All in all, the Swiss economy is set for a bounce back in 2018, with higher activity being fuelled by external demand. GDP growth should rebound from 1.0% to 1.8% in 2018 and 2.0% in 2019. Lower unemployment and higher inflation should support consumer confidence eventually benefiting the retail sector. If this bright outlook after several years of slow growth should bring inflation, the question remains: by how much? Indeed, the whole scenario is very much dependent on the continuing depreciation of the CHF, and hence on the SNB’s monetary policy. We expect it to remain very supportive in 2018. At its December monetary policy meeting, the SNB left the target range for the 3m Libor at -1.25%/-0.25% with a negative deposit rate of -0.75%. The exemption was also left unchanged (at 20 times the minimum reserve requirements).
Size of the SNB balance sheet
3Q17, as a share of GDP, above Japan’s 99%
SNB December assessment
In a slight change of wording, President Jordan reiterated during the press conference that the SNB “will remain active in the foreign exchange market as necessary, while taking the overall currency situation into consideration”. If the SNB still thinks that “the franc remains highly valued”, it acknowledges that “overvaluation has decreased”, as the CHF has depreciated further against both the EUR (7% in the last 6 months) and USD.
Yet, for the SNB, the situation mainly reflects a decreased demand for safe havens and “remains fragile”, justifying a status quo in its interventionist stance. However, the SNB suggests that this “fragility” (or the likelihood of the return of risk aversion) is declining with the strength of the economic outlook, both abroad and in Switzerland. The SNB growth forecast for 2018 is now 2% and President Jordan was quite upbeat on the world economic recovery in December. We believe that the current positive growth outlook could bring back some moderate inflationary pressures in 2018.
The first official SNB inflation forecast
Above 2% in 20Q3
The most important figure of the conference was the SNB inflation forecasts for 2019 and mid-2020, which came out at respectively 1.1% (unchanged since March) and 2.1% (for 20Q3). The SNB also revised upwards its inflation forecast for 2017 (+0.1pp at 0.4%) and 2018 (+0.3pp at 0.7%). This shows that the SNB remains very cautious about declaring victory on deflation, but is still eager to show that getting back to the 2% target in the medium term is possible. We see a possibility that a weaker exchange rate will lead to better growth and higher inflation above 1% in 2019, but will it be enough for the SNB to follow the ECB in raising rates by then?
Inflation should remain low, albeit more positive
Expect more of the same from the SNB in 2018
In 2018, with the return of inflation being slow despite a dynamic economic recovery, we do not expect any change in the monetary policy stance. Short-term interest rates will, therefore, remain negative. Moreover, it is likely that long-term interest rates will continue to reflect low inflation expectations and hence increase more slowly than in the Eurozone in 2018. Negative rates and stable short-term interest rate spread against the euro will remain the SNB’s favourite tools to add downward pressures on the EUR/CHF which should reach 1.25 at the end of the year with very limited FX interventions.

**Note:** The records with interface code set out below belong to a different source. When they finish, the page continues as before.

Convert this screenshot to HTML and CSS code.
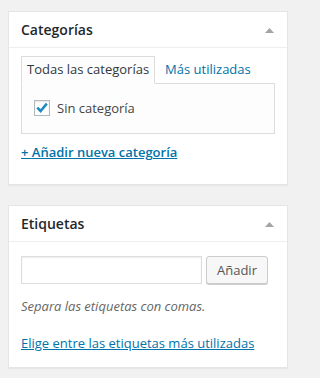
FILE: index.html
```html
<!DOCTYPE html>
<html lang="es">
<head>
<meta charset="utf-8">
<meta name="viewport" content="width=297">
<link rel="stylesheet" href="styles.css">
</head>
<body>
<div class="page">
<div class="postbox box-cats">
  <div class="hndle">
    <h2 class="title">Categorías</h2>
    <svg class="toggle" width="9" height="5" viewBox="0 0 9 5"><polygon points="0,5 4.5,0 9,5" fill="#a0a5aa"/></svg>
  </div>
  <div class="inside">
    <div class="tabs">
      <div class="tab active">Todas las categorías</div>
      <div class="tab"><a href="#" class="tablink">Más utilizadas</a></div>
    </div>
    <div class="panel">
      <div class="check-row">
        <span class="checkbox"><svg width="16" height="16" viewBox="0 0 16 16"><path d="M3.3 7.6 L6.6 11 L12.8 3.6" fill="none" stroke="#1e8cbe" stroke-width="2.6"/></svg></span>
        <span class="check-label">Sin categoría</span>
      </div>
    </div>
    <a href="#" class="add-link">+ Añadir nueva categoría</a>
  </div>
</div>
<div class="postbox box-tags">
  <div class="hndle">
    <h2 class="title">Etiquetas</h2>
    <svg class="toggle" width="9" height="5" viewBox="0 0 9 5"><polygon points="0,5 4.5,0 9,5" fill="#a0a5aa"/></svg>
  </div>
  <div class="inside">
    <div class="tag-form">
      <div class="tag-input"></div>
      <div class="button">Añadir</div>
    </div>
    <p class="howto">Separa las etiquetas con comas.</p>
    <a href="#" class="cloud-link">Elige entre las etiquetas más utilizadas</a>
  </div>
</div>
</div>
</body>
</html>
```
FILE: styles.css
```css
* { box-sizing: border-box; }
html, body { margin: 0; }
body {
  background: #f1f1f1;
  font-family: "Open Sans", "Noto Sans", sans-serif;
  font-size: 13px;
  color: #444;
}
.page {
  width: 297px;
  padding: 11px 9px 0 8px;
}
.postbox {
  background: #fff;
  border: 1px solid #e5e5e5;
  box-shadow: 0 1px 1px rgba(0,0,0,.04);
  margin-bottom: 20px;
}
.hndle {
  display: flex;
  align-items: center;
  justify-content: space-between;
  height: 36px;
  padding: 0 13px 0 12px;
  border-bottom: 1px solid #eee;
}
.title {
  margin: 0;
  font-size: 14px;
  font-weight: 600;
  color: #23282d;
  line-height: 35px;
}
.toggle { display: block; margin-top: 1px; }
.inside { padding: 0 12px; }
.box-cats .inside { padding-top: 8px; padding-bottom: 23px; }
.tabs { display: flex; gap: 4px; }
.tab {
  border: 1px solid transparent;
  padding: 3px 5px 5px;
  line-height: 18px;
  color: #444;
}
.tab.active {
  position: relative;
  border-color: #ddd;
  border-bottom-color: #fdfdfd;
  background: #fdfdfd;
  color: #32373c;
}
.tablink { color: #0073aa; text-decoration: none; }
.panel {
  margin-top: -1px;
  border: 1px solid #ddd;
  background: #fdfdfd;
  padding: 13px 12px 14px;
}
.check-row { display: flex; align-items: center; height: 22px; gap: 7px; }
.checkbox {
  width: 16px; height: 16px;
  border: 1px solid #b4b9be;
  background: #fff;
  box-shadow: inset 0 1px 2px rgba(0,0,0,.1);
  position: relative;
}
.checkbox svg { position: absolute; left: -1px; top: -1px; }
.check-label { color: #444; line-height: 22px; }
.add-link {
  display: block;
  margin-top: 9px;
  line-height: 18px;
  font-weight: 600;
  color: #0073aa;
  text-decoration: underline;
}
.box-tags .inside { padding-top: 14px; padding-bottom: 15px; }
.tag-form { display: flex; gap: 4px; }
.tag-input {
  width: 181px; height: 28px;
  border: 1px solid #ddd;
  background: #fff;
  box-shadow: inset 0 1px 2px rgba(0,0,0,.07);
}
.button {
  height: 28px;
  padding: 0 10px 1px;
  line-height: 26px;
  border: 1px solid #ccc;
  border-radius: 3px;
  background: #f7f7f7;
  box-shadow: 0 1px 0 #ccc;
  color: #555;
}
.howto {
  margin: 13px 0 0;
  line-height: 18px;
  font-style: italic;
  color: #666;
}
.cloud-link {
  display: block;
  margin-top: 19px;
  line-height: 18px;
  color: #0073aa;
  text-decoration: underline;
}
```
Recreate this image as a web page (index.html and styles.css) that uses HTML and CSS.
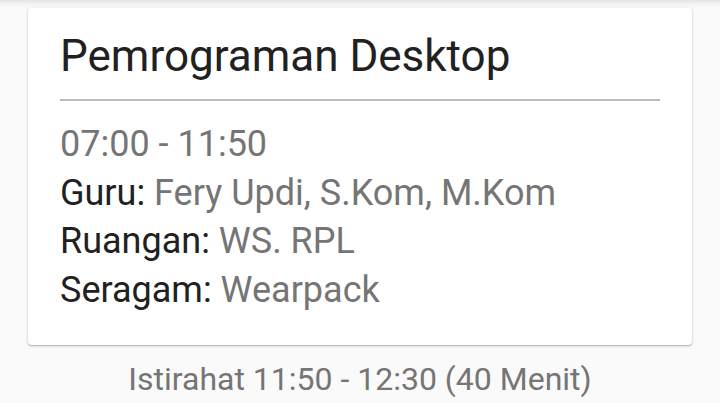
FILE: index.html
```html
<!DOCTYPE html>
<html lang="id">
<head>
<meta charset="utf-8">
<title>Jadwal</title>
<link rel="stylesheet" href="styles.css">
</head>
<body>
<div class="screen">
  <div class="card">
    <h1 class="title">Pemrograman Desktop</h1>
    <div class="divider"></div>
    <div class="info">
      <div class="line muted">07:00 - 11:50</div>
      <div class="line"><span class="label">Guru:</span> <span class="muted">Fery Updi, S.Kom, M.Kom</span></div>
      <div class="line"><span class="label">Ruangan:</span> <span class="muted">WS. RPL</span></div>
      <div class="line"><span class="label">Seragam:</span> <span class="muted">Wearpack</span></div>
    </div>
  </div>
  <div class="break">Istirahat 11:50 - 12:30 (40 Menit)</div>
</div>
</body>
</html>
```
FILE: styles.css
```css
html, body {
  margin: 0;
  padding: 0;
}
body {
  width: 720px;
  height: 403px;
  overflow: hidden;
  background: #fafafa;
  font-family: Roboto, "Noto Sans", sans-serif;
}
.screen {
  padding-top: 8px;
  background: linear-gradient(#e2e2e2 0, #f3f3f3 4px, #fafafa 8px) no-repeat;
  background-size: 100% 8px;
}
.card {
  margin: 0 28px;
  padding: 22px 32px 30px;
  background: #fff;
  border-radius: 4px;
  box-shadow: 0 1px 3px rgba(0,0,0,0.22), 0 1px 1px rgba(0,0,0,0.12);
}
.title {
  margin: 0;
  font-size: 44px;
  line-height: 52px;
  font-weight: 400;
  color: #212121;
}
.divider {
  margin-top: 17px;
  height: 2px;
  background: #bdbdbd;
}
.info {
  padding-top: 19px;
}
.line {
  font-size: 36px;
  line-height: 48.7px;
  color: #212121;
}
.muted {
  color: #757575;
}
.break {
  text-align: center;
  font-size: 32px;
  line-height: 40px;
  color: #757575;
  padding-top: 14px;
}
```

In 2019, with stronger growth prospects and a CHF installed beyond 1.25 against the EUR by mid-2019, we think the SNB will be able to imitate the ECB in raising short-term interest rates by 25bp in the second half of the year. They should, however, remain negative until the end of 2019. With inflation coming back towards the 2% target in 2020, the door towards normalisation will be then open.
Swiss house prices had resisted the trend in lower interest rates… until now
Some segments of the Swiss real estate market could be overheating
Finally, having negative interest rates lengthened until 2020 could bring some financial stability risks, notably through excessive asset valuation. In December, the SNB also expressed itself on financial stability. From that perspective, Vice-President Zurbrügg insisted on the imbalances on the Swiss mortgage and real estate markets. The SNB noted, in particular, a marked rise in residential investment property prices where it currently sees that “risks have accumulated”. In particular, increasing vacancy rates could be the sign of oversupply in some segments.
In parallel, the SNB noted that mortgages with high loan-to-income ratio have reached a historical high, showing that “incentives for domestically focused banks to increase risk-taking remains substantial”. Since last year, the SNB has been repeating a clear message: if the race to the bottom (in mortgage interest rates) continues, the risk of an overheating housing market could reappear, and with it higher financial stability risks. So far, this has not triggered an increase in the compulsory capital buffer for domestic banks but the SNB suggested in December that this could still happen.
As the outlook for growth and inflation is only improving slightly, the Swiss National Bank (SNB) is likely to continue acting as an economic safety guard in 2018. On the one hand, the current SNB inflation forecast is unlikely to allow for any monetary tightening before late 2019. On the other hand, a stronger economic outlook and some inflationary pressures should eliminate any risk of further accommodating measures.
We, therefore, think that the SNB will keep its negative interest rates unchanged until late 2019 and will refrain from any further FX interventions while staying open to the possibility to intervene in case of a sudden risk aversion come-back. All in all, the current policy mix equilibrium still looks very stable for the SNB.